Answers (April 6, 2001)

Answer to Question 1
The correct answer is B—The proposed solution satisfies the required result only. To create a hierarchical report as described in the question and to satisfy all results, you need to perform the following steps:

  1. Add a Data Environment and a Data Report to your program.
  2. Fill in the properties by right-clicking the Connection object.
  3. Add a parent Command pointing to the Company table.
  4. Add a child Command pointing to the Orders table. Set the CustomerID relation between the two tables.
  5. Drag fields as appropriate to the report designer.
  6. Minimize the screen real estate used in the designer.
  7. Delete the labels made on the designer when the field is dropped on the designer.

Answer to Question 2
The correct answer is D—Create a Property Get procedure without a corresponding Property Let/Set procedure. Creating only a Property Get procedure without a corresponding Property Let/Set procedure causes Visual Basic (VB) to create a read-only member for a class. A Get function without a corresponding Set function isn't a property procedure, and the question asks for a property.

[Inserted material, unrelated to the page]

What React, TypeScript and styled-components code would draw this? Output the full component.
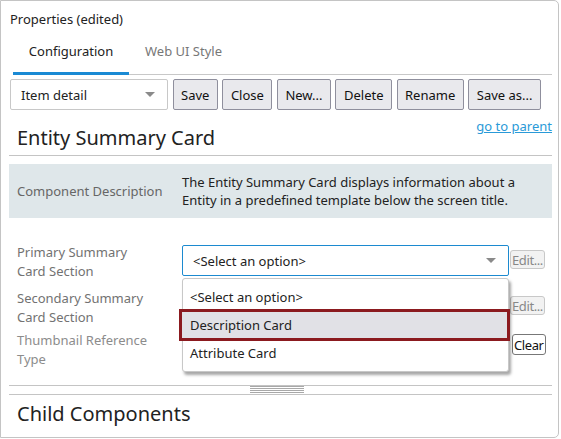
import styled, { createGlobalStyle } from "styled-components";

const GlobalStyle = createGlobalStyle`
  * { box-sizing: border-box; }
  body {
    margin: 0;
    background: #ffffff;
    font-family: "Segoe UI", "Noto Sans", sans-serif;
    font-size: 13px;
    color: #222;
  }
`;

const Panel = styled.div`
  position: relative;
  width: 559px;
  height: 438px;
  border: 1px solid #c4c4c4;
  border-radius: 0 5px 5px 0;
  padding: 0 6px 0 8px;
  overflow: hidden;
`;

const Title = styled.div`
  height: 37px;
  line-height: 37px;
  padding-left: 1px;
`;

const TabBar = styled.div`
  display: flex;
  margin-left: 4px;
  border-bottom: 1px solid #c8c8c8;
  height: 37px;
`;

const Tab = styled.div<{ $active?: boolean }>`
  display: flex;
  align-items: center;
  justify-content: center;
  height: 37px;
  padding: 0 16px 9px;
  width: ${(p) => (p.$active ? "116px" : "auto")};
  margin-bottom: -1px;
  color: ${(p) => (p.$active ? "#222" : "#777")};
  border-bottom: 3px solid ${(p) => (p.$active ? "#1a8ad4" : "transparent")};
`;

const Toolbar = styled.div`
  display: flex;
  align-items: center;
  gap: 4.5px;
  margin-top: 4px;
  height: 31px;
  padding-left: 1px;
`;

const SelectBox = styled.div<{ $focused?: boolean; $width: number }>`
  display: flex;
  align-items: center;
  justify-content: space-between;
  width: ${(p) => p.$width}px;
  height: 31px;
  padding: 0 10px;
  border: 1px solid ${(p) => (p.$focused ? "#1c8ad0" : "#c8c8c8")};
  border-radius: 2px;
  background: #fff;
`;

const Caret = styled.span`
  width: 0;
  height: 0;
  border-left: 5px solid transparent;
  border-right: 5px solid transparent;
  border-top: 5px solid #8a8a8a;
  margin-right: 2px;
`;

const Button = styled.button`
  height: 31px;
  padding: 0 7.5px;
  font: inherit;
  color: #111;
  background: #e9e9ed;
  border: 1px solid #8f8f9d;
  border-radius: 2px;
`;

const HeadingRow = styled.div`
  display: flex;
  justify-content: space-between;
  align-items: flex-start;
  border-bottom: 1px solid #c4c4c4;
  padding: 0 0 3px 0;
`;

const Heading = styled.div`
  margin-top: 14px;
  padding-left: 8px;
  font-size: 20px;
  line-height: 28px;
  color: #222;
`;

const ParentLink = styled.a`
  margin-top: 8px;
  line-height: 16px;
  color: #2a9ad8;
  text-decoration: underline;
`;

const Description = styled.div`
  display: grid;
  grid-template-columns: 165px 1fr;
  align-items: center;
  margin-top: 8px;
  height: 54px;
  padding-left: 8px;
  background: #dfe7ea;
`;

const DescLabel = styled.div`
  color: #666;
`;

const DescText = styled.div`
  line-height: 18px;
  color: #222;
`;

const Form = styled.div`
  position: relative;
  margin-top: 25px;
  padding-left: 8px;
`;

const Row = styled.div<{ $h: number }>`
  display: grid;
  grid-template-columns: 165px 327px auto;
  align-items: start;
  height: ${(p) => p.$h}px;
`;

const Label = styled.div<{ $muted?: boolean }>`
  line-height: 19px;
  color: ${(p) => (p.$muted ? "#8c8c8c" : "#727272")};
`;

const FieldSlot = styled.div`
  padding-top: 2px;
`;

const SmallButton = styled.button<{ $dark?: boolean; $top: number }>`
  justify-self: start;
  margin-top: ${(p) => p.$top}px;
  margin-left: ${(p) => (p.$dark ? 3 : 1)}px;
  height: ${(p) => (p.$dark ? 21 : 19)}px;
  padding: 0 1px;
  font: inherit;
  letter-spacing: -0.4px;
  color: ${(p) => (p.$dark ? "#111" : "#888")};
  background: ${(p) => (p.$dark ? "#fff" : "#f2f2f2")};
  border: 1px solid ${(p) => (p.$dark ? "#777" : "#c8c8c8")};
  border-radius: 3px;
`;

const Dropdown = styled.div`
  position: absolute;
  top: 35px;
  left: 173px;
  width: 327px;
  height: 94px;
  padding-top: 4px;
  background: #fff;
  border: 1px solid #c8c8c8;
  border-radius: 3px;
  box-shadow: 2px 3px 3px rgba(0, 0, 0, 0.35);
`;

const Option = styled.div<{ $selected?: boolean }>`
  height: 28px;
  line-height: 28px;
  background: ${(p) => (p.$selected ? "#e1e1e6" : "transparent")};
  outline: ${(p) => (p.$selected ? "3px solid #8b1a1f" : "none")};
  outline-offset: -1px;
  margin-left: ${(p) => (p.$selected ? "-2px" : "0")};
  padding-left: ${(p) => (p.$selected ? "9px" : "7px")};
`;

const Splitter = styled.div`
  display: flex;
  justify-content: center;
  margin-top: 16px;
  height: 10px;
  border-top: 1px solid #c4c4c4;
  border-bottom: 1px solid #c4c4c4;
`;

const Grip = styled.div`
  width: 54px;
  height: 8px;
  margin-right: 8px;
  background: repeating-linear-gradient(
    to bottom,
    #a8a8a8 0,
    #a8a8a8 1px,
    transparent 1px,
    transparent 2px
  );
`;

const ChildHeading = styled.div`
  padding-left: 8px;
  margin-top: 5px;
  font-size: 20px;
  line-height: 28px;
  color: #222;
`;

export default function App() {
  return (
    <>
      <GlobalStyle />
      <Panel>
        <Title>Properties (edited)</Title>
        <TabBar>
          <Tab $active>Configuration</Tab>
          <Tab>Web UI Style</Tab>
        </TabBar>
        <Toolbar>
          <SelectBox $width={158}>
            <span>Item detail</span>
            <Caret />
          </SelectBox>
          <Button>Save</Button>
          <Button>Close</Button>
          <Button>New...</Button>
          <Button>Delete</Button>
          <Button>Rename</Button>
          <Button>Save as...</Button>
        </Toolbar>
        <HeadingRow>
          <Heading>Entity Summary Card</Heading>
          <ParentLink>go to parent</ParentLink>
        </HeadingRow>
        <Description>
          <DescLabel>Component Description</DescLabel>
          <DescText>
            The Entity Summary Card displays information about a Entity in a predefined template below the screen title.
          </DescText>
        </Description>
        <Form>
          <Row $h={46}>
            <Label>
              Primary Summary
              <br />
              Card Section
            </Label>
            <FieldSlot>
              <SelectBox $focused $width={327}>
                <span>&lt;Select an option&gt;</span>
                <Caret />
              </SelectBox>
            </FieldSlot>
            <SmallButton $top={7}>Edit...</SmallButton>
          </Row>
          <Row $h={42}>
            <Label>
              Secondary Summary
              <br />
              Card Section
            </Label>
            <div />
            <SmallButton $top={7}>Edit...</SmallButton>
          </Row>
          <Row $h={38}>
            <Label $muted>
              Thumbnail Reference
              <br />
              Type
            </Label>
            <div />
            <SmallButton $dark $top={3}>Clear</SmallButton>
          </Row>
          <Dropdown>
            <Option>&lt;Select an option&gt;</Option>
            <Option $selected>Description Card</Option>
            <Option>Attribute Card</Option>
          </Dropdown>
        </Form>
        <Splitter>
          <Grip />
        </Splitter>
        <ChildHeading>Child Components</ChildHeading>
      </Panel>
    </>
  );
}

A Friend Get function is wrong for the same reason.

Answer to Question 3
The correct answer is C—Changing the DLL Base Address for all of your in-process components to different numbers makes the component available to many clients, although it loads into memory only once. If an you can load an in-process component into its Base Address, other processes can share its code. If other components use that memory address, the OS must recalculate the logical memory locations where code and data are loaded. Setting each of your in-process components to a different number limits the possibility of this recalculation occurring.